▶ [Task instructions]: Retype each entry below exactly as it stands.

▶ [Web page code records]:
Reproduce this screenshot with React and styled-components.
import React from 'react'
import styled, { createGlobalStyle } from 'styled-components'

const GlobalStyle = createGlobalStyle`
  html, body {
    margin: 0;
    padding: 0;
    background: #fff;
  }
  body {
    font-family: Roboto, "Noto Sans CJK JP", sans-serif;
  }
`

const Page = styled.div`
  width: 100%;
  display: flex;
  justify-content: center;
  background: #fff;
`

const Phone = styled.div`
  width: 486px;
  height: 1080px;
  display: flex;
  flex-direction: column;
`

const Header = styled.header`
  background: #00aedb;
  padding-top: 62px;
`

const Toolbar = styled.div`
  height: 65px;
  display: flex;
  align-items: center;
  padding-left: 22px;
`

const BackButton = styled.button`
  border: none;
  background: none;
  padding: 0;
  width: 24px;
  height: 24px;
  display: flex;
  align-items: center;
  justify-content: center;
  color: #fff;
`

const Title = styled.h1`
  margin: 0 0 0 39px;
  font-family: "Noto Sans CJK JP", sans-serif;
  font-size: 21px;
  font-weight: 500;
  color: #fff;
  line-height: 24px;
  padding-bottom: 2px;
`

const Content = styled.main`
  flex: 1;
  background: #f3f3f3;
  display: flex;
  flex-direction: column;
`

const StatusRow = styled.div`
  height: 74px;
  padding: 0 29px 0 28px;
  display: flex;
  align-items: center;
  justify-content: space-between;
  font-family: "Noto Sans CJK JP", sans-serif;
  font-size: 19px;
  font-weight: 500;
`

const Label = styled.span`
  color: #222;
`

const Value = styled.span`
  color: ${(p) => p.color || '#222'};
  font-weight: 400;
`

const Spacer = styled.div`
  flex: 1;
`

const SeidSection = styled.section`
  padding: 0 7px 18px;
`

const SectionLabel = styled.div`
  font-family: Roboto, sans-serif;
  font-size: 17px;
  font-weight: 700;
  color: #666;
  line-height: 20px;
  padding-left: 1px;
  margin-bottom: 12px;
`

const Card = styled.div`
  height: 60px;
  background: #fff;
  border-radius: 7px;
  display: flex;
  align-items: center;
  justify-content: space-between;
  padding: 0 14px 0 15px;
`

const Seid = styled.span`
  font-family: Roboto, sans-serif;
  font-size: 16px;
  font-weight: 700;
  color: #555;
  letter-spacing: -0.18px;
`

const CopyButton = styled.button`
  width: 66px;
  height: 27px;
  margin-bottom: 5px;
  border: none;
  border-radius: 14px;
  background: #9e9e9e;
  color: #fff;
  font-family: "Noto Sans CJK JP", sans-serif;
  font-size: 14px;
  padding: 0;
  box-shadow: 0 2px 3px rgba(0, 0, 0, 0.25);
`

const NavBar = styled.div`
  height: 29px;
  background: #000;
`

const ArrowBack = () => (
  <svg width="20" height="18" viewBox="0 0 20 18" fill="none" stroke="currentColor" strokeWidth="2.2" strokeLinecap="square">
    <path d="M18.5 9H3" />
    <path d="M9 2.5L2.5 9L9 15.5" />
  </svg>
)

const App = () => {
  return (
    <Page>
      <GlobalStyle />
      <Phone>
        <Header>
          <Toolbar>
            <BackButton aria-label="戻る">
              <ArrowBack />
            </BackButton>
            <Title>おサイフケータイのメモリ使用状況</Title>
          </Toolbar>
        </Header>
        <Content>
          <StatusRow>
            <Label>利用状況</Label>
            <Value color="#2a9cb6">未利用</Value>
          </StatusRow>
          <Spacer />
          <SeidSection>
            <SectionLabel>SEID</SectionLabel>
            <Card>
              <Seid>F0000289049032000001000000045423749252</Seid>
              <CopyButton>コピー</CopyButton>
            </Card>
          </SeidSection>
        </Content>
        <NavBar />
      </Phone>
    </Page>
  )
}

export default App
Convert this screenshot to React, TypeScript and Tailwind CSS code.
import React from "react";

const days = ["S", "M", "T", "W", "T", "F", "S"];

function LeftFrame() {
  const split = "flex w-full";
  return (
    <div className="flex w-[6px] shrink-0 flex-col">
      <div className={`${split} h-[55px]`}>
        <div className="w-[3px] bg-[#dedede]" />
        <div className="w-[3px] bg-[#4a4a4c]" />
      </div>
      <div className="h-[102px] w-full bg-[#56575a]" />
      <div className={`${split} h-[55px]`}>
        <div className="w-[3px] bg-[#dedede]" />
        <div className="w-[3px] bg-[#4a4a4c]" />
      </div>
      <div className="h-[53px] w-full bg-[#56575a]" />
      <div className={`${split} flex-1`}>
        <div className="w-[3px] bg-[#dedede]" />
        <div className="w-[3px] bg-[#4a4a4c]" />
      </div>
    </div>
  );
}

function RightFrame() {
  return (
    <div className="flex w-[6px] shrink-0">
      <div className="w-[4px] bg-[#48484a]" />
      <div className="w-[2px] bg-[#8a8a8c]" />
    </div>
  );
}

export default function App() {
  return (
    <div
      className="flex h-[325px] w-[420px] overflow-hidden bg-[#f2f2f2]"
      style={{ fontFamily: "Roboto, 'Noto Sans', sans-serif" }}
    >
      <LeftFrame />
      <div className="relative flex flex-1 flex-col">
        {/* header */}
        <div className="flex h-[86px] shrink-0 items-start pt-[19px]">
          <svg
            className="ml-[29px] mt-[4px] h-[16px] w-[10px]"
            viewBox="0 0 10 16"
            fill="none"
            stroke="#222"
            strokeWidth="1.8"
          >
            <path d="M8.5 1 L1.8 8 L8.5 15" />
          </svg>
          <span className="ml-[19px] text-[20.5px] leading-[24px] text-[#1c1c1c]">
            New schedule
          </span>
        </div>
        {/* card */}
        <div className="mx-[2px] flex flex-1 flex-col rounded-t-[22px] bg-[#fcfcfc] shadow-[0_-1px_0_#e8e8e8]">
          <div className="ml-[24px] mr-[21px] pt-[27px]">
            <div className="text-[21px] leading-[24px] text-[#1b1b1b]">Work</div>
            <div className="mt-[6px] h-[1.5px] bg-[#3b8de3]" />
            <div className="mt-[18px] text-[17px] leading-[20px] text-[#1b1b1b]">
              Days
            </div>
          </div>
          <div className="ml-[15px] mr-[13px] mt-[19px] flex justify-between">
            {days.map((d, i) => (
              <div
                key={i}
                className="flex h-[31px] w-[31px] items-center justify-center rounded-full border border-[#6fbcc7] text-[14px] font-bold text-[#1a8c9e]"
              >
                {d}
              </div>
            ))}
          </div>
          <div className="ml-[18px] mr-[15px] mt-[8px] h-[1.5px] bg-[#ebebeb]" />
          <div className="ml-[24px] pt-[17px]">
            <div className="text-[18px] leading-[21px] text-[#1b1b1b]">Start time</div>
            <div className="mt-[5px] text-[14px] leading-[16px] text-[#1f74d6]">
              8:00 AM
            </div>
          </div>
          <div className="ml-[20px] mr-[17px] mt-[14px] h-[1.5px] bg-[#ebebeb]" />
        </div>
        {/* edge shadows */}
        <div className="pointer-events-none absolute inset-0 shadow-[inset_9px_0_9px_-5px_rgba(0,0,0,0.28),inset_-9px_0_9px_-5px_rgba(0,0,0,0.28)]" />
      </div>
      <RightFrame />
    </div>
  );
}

▶ [Exercise response]:
Reproduce this screenshot with React and styled-components.
import React from 'react'
import styled, { createGlobalStyle } from 'styled-components'

const GlobalStyle = createGlobalStyle`
  html, body {
    margin: 0;
    padding: 0;
    background: #fff;
  }
  body {
    font-family: Roboto, "Noto Sans CJK JP", sans-serif;
  }
`

const Page = styled.div`
  width: 100%;
  display: flex;
  justify-content: center;
  background: #fff;
`

const Phone = styled.div`
  width: 486px;
  height: 1080px;
  display: flex;
  flex-direction: column;
`

const Header = styled.header`
  background: #00aedb;
  padding-top: 62px;
`

const Toolbar = styled.div`
  height: 65px;
  display: flex;
  align-items: center;
  padding-left: 22px;
`

const BackButton = styled.button`
  border: none;
  background: none;
  padding: 0;
  width: 24px;
  height: 24px;
  display: flex;
  align-items: center;
  justify-content: center;
  color: #fff;
`

const Title = styled.h1`
  margin: 0 0 0 39px;
  font-family: "Noto Sans CJK JP", sans-serif;
  font-size: 21px;
  font-weight: 500;
  color: #fff;
  line-height: 24px;
  padding-bottom: 2px;
`

const Content = styled.main`
  flex: 1;
  background: #f3f3f3;
  display: flex;
  flex-direction: column;
`

const StatusRow = styled.div`
  height: 74px;
  padding: 0 29px 0 28px;
  display: flex;
  align-items: center;
  justify-content: space-between;
  font-family: "Noto Sans CJK JP", sans-serif;
  font-size: 19px;
  font-weight: 500;
`

const Label = styled.span`
  color: #222;
`

const Value = styled.span`
  color: ${(p) => p.color || '#222'};
  font-weight: 400;
`

const Spacer = styled.div`
  flex: 1;
`

const SeidSection = styled.section`
  padding: 0 7px 18px;
`

const SectionLabel = styled.div`
  font-family: Roboto, sans-serif;
  font-size: 17px;
  font-weight: 700;
  color: #666;
  line-height: 20px;
  padding-left: 1px;
  margin-bottom: 12px;
`

const Card = styled.div`
  height: 60px;
  background: #fff;
  border-radius: 7px;
  display: flex;
  align-items: center;
  justify-content: space-between;
  padding: 0 14px 0 15px;
`

const Seid = styled.span`
  font-family: Roboto, sans-serif;
  font-size: 16px;
  font-weight: 700;
  color: #555;
  letter-spacing: -0.18px;
`

const CopyButton = styled.button`
  width: 66px;
  height: 27px;
  margin-bottom: 5px;
  border: none;
  border-radius: 14px;
  background: #9e9e9e;
  color: #fff;
  font-family: "Noto Sans CJK JP", sans-serif;
  font-size: 14px;
  padding: 0;
  box-shadow: 0 2px 3px rgba(0, 0, 0, 0.25);
`

const NavBar = styled.div`
  height: 29px;
  background: #000;
`

const ArrowBack = () => (
  <svg width="20" height="18" viewBox="0 0 20 18" fill="none" stroke="currentColor" strokeWidth="2.2" strokeLinecap="square">
    <path d="M18.5 9H3" />
    <path d="M9 2.5L2.5 9L9 15.5" />
  </svg>
)

const App = () => {
  return (
    <Page>
      <GlobalStyle />
      <Phone>
        <Header>
          <Toolbar>
            <BackButton aria-label="戻る">
              <ArrowBack />
            </BackButton>
            <Title>おサイフケータイのメモリ使用状況</Title>
          </Toolbar>
        </Header>
        <Content>
          <StatusRow>
            <Label>利用状況</Label>
            <Value color="#2a9cb6">未利用</Value>
          </StatusRow>
          <Spacer />
          <SeidSection>
            <SectionLabel>SEID</SectionLabel>
            <Card>
              <Seid>F0000289049032000001000000045423749252</Seid>
              <CopyButton>コピー</CopyButton>
            </Card>
          </SeidSection>
        </Content>
        <NavBar />
      </Phone>
    </Page>
  )
}

export default App
Convert this screenshot to React, TypeScript and Tailwind CSS code.
import React from "react";

const days = ["S", "M", "T", "W", "T", "F", "S"];

function LeftFrame() {
  const split = "flex w-full";
  return (
    <div className="flex w-[6px] shrink-0 flex-col">
      <div className={`${split} h-[55px]`}>
        <div className="w-[3px] bg-[#dedede]" />
        <div className="w-[3px] bg-[#4a4a4c]" />
      </div>
      <div className="h-[102px] w-full bg-[#56575a]" />
      <div className={`${split} h-[55px]`}>
        <div className="w-[3px] bg-[#dedede]" />
        <div className="w-[3px] bg-[#4a4a4c]" />
      </div>
      <div className="h-[53px] w-full bg-[#56575a]" />
      <div className={`${split} flex-1`}>
        <div className="w-[3px] bg-[#dedede]" />
        <div className="w-[3px] bg-[#4a4a4c]" />
      </div>
    </div>
  );
}

function RightFrame() {
  return (
    <div className="flex w-[6px] shrink-0">
      <div className="w-[4px] bg-[#48484a]" />
      <div className="w-[2px] bg-[#8a8a8c]" />
    </div>
  );
}

export default function App() {
  return (
    <div
      className="flex h-[325px] w-[420px] overflow-hidden bg-[#f2f2f2]"
      style={{ fontFamily: "Roboto, 'Noto Sans', sans-serif" }}
    >
      <LeftFrame />
      <div className="relative flex flex-1 flex-col">
        {/* header */}
        <div className="flex h-[86px] shrink-0 items-start pt-[19px]">
          <svg
            className="ml-[29px] mt-[4px] h-[16px] w-[10px]"
            viewBox="0 0 10 16"
            fill="none"
            stroke="#222"
            strokeWidth="1.8"
          >
            <path d="M8.5 1 L1.8 8 L8.5 15" />
          </svg>
          <span className="ml-[19px] text-[20.5px] leading-[24px] text-[#1c1c1c]">
            New schedule
          </span>
        </div>
        {/* card */}
        <div className="mx-[2px] flex flex-1 flex-col rounded-t-[22px] bg-[#fcfcfc] shadow-[0_-1px_0_#e8e8e8]">
          <div className="ml-[24px] mr-[21px] pt-[27px]">
            <div className="text-[21px] leading-[24px] text-[#1b1b1b]">Work</div>
            <div className="mt-[6px] h-[1.5px] bg-[#3b8de3]" />
            <div className="mt-[18px] text-[17px] leading-[20px] text-[#1b1b1b]">
              Days
            </div>
          </div>
          <div className="ml-[15px] mr-[13px] mt-[19px] flex justify-between">
            {days.map((d, i) => (
              <div
                key={i}
                className="flex h-[31px] w-[31px] items-center justify-center rounded-full border border-[#6fbcc7] text-[14px] font-bold text-[#1a8c9e]"
              >
                {d}
              </div>
            ))}
          </div>
          <div className="ml-[18px] mr-[15px] mt-[8px] h-[1.5px] bg-[#ebebeb]" />
          <div className="ml-[24px] pt-[17px]">
            <div className="text-[18px] leading-[21px] text-[#1b1b1b]">Start time</div>
            <div className="mt-[5px] text-[14px] leading-[16px] text-[#1f74d6]">
              8:00 AM
            </div>
          </div>
          <div className="ml-[20px] mr-[17px] mt-[14px] h-[1.5px] bg-[#ebebeb]" />
        </div>
        {/* edge shadows */}
        <div className="pointer-events-none absolute inset-0 shadow-[inset_9px_0_9px_-5px_rgba(0,0,0,0.28),inset_-9px_0_9px_-5px_rgba(0,0,0,0.28)]" />
      </div>
      <RightFrame />
    </div>
  );
}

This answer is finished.